The question in this case is whether the retrieval of the bag of drugs from Hubbard’s underwear by the officer (Waterman) was reasonable under the circumstances of this case. After hearing the evidence and weighing the credibility of the witnesses, the trial court held it was legally and factually reasonable. Applying the governing Fourth Amendment principles and viewing the record through the proper standard of appellate review, this court agrees.

The evidence established that the physical search of Hubbard occurred after the officers had probable cause to arrest him for drug possession due to the smell of marijuana and the discovery of marijuana shake and suspected bags of controlled substances in the vehicle. The officers thus had the authority to conduct a search incident to arrest.

During this search, Waterman did not undress Hubbard fully or partially. His naked body was never exposed to the public. The officer discovered the “large rock-like object” while Hubbard was fully clothed. At that time, the officer was patting down the outside of Hubbard’s underwear underneath his shorts.
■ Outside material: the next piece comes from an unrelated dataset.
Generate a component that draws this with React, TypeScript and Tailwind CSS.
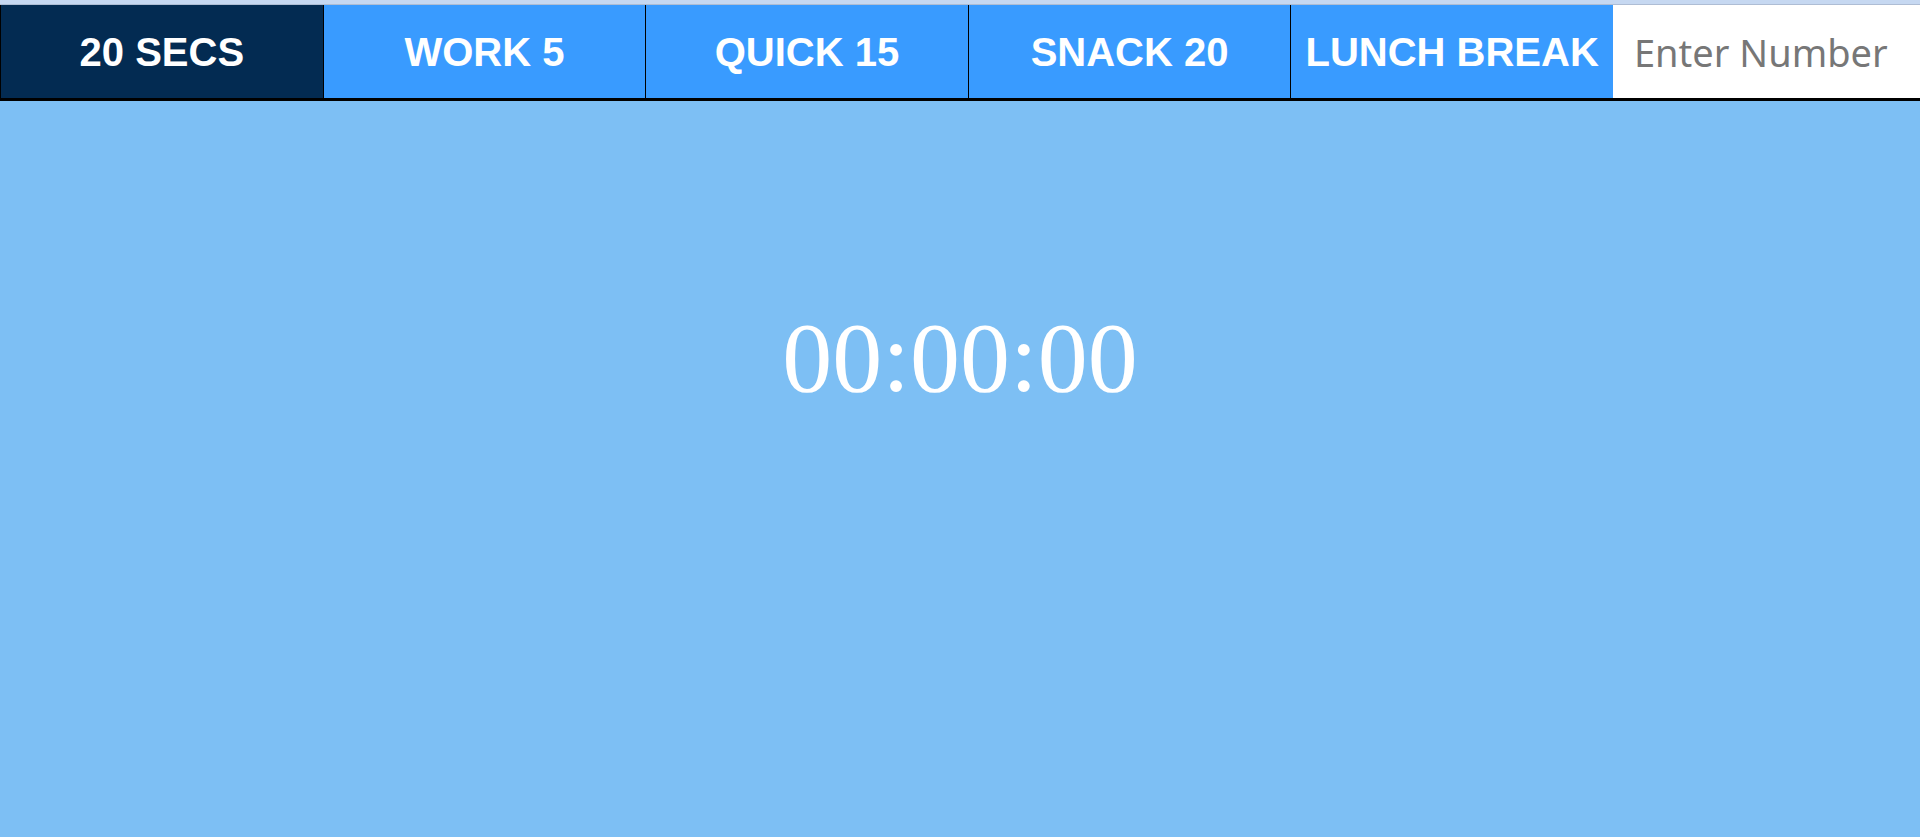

The officer later pulled the waistband of Hubbard’s underwear out far enough to see the suspected bags of contraband and retrieve them.

At no point were Hubbard’s underwear pulled down or off. The bags of cocaine were “just sitting down between [Hubbard’s] buttocks and his underwear.” The officer could easily see the bags and “didn’t have to go inside his buttocks to feel the item.” The plastic bag (containing 87 smaller baggies) was not damaged and did not have “bodily fluid or other bodily items” on it.

This court need not delineate the exact definitional distinctions between the various categories of invasive body searches to answer the question presented in Hubbard’s case. The circumstances of this case justify the officer’s conduct no matter what label we put on the challenged search.

Waterman removed the bag from Hubbard’s underwear while he was physically resisting the search. If Hubbard “were to break the bag,” it would have spilled out its contents in the immediate presence of the restraining officers, Hubbard and the other passenger. Waterman had been instructed by his command to not field test “bags of white powder” because of the risk that they may be laced with fentanyl, which “has become so dangerous in today’s time that a simple poof of that powder that could reach [their] nostrils could kill [them].”

Given the “inherent dangers of fentanyl,” breaking open a bag containing it “could be deadly to every single person that was standing out there.” Waterman’s safety, the safety of his colleagues and even the safety of Hubbard and the other passenger justified eliminating this patently unreasonable risk.

As Waterman testified, the life-threatening risk to Hubbard was not some fanciful speculation. In a previous arrest of another suspected drug dealer, Waterman had felt a bag of suspected drugs in an arrestee’s underwear. Instead of removing the bag on the scene, Waterman decided to put that task off until he had delivered the arrestee to jail. In transit, the bag burst and the arrestee “overdosed” in the back of Waterman’s police vehicle.

It was factually prudent and legally reasonable for Waterman to avoid taking that risk with Hubbard regardless of the type of potential controlled substance that the bag may have contained. Further supporting the objective reasonableness of the search was Waterman’s duty to ensure that evidence of the crime was not damaged or destroyed.

Reversed and final judgment.

Commonwealth v. Hubbard, Record No. 240310, Sept. 11, 2025 (Kelsey). From the Court of Appeals of Virginia. VLW 025-6-022. 16 pp.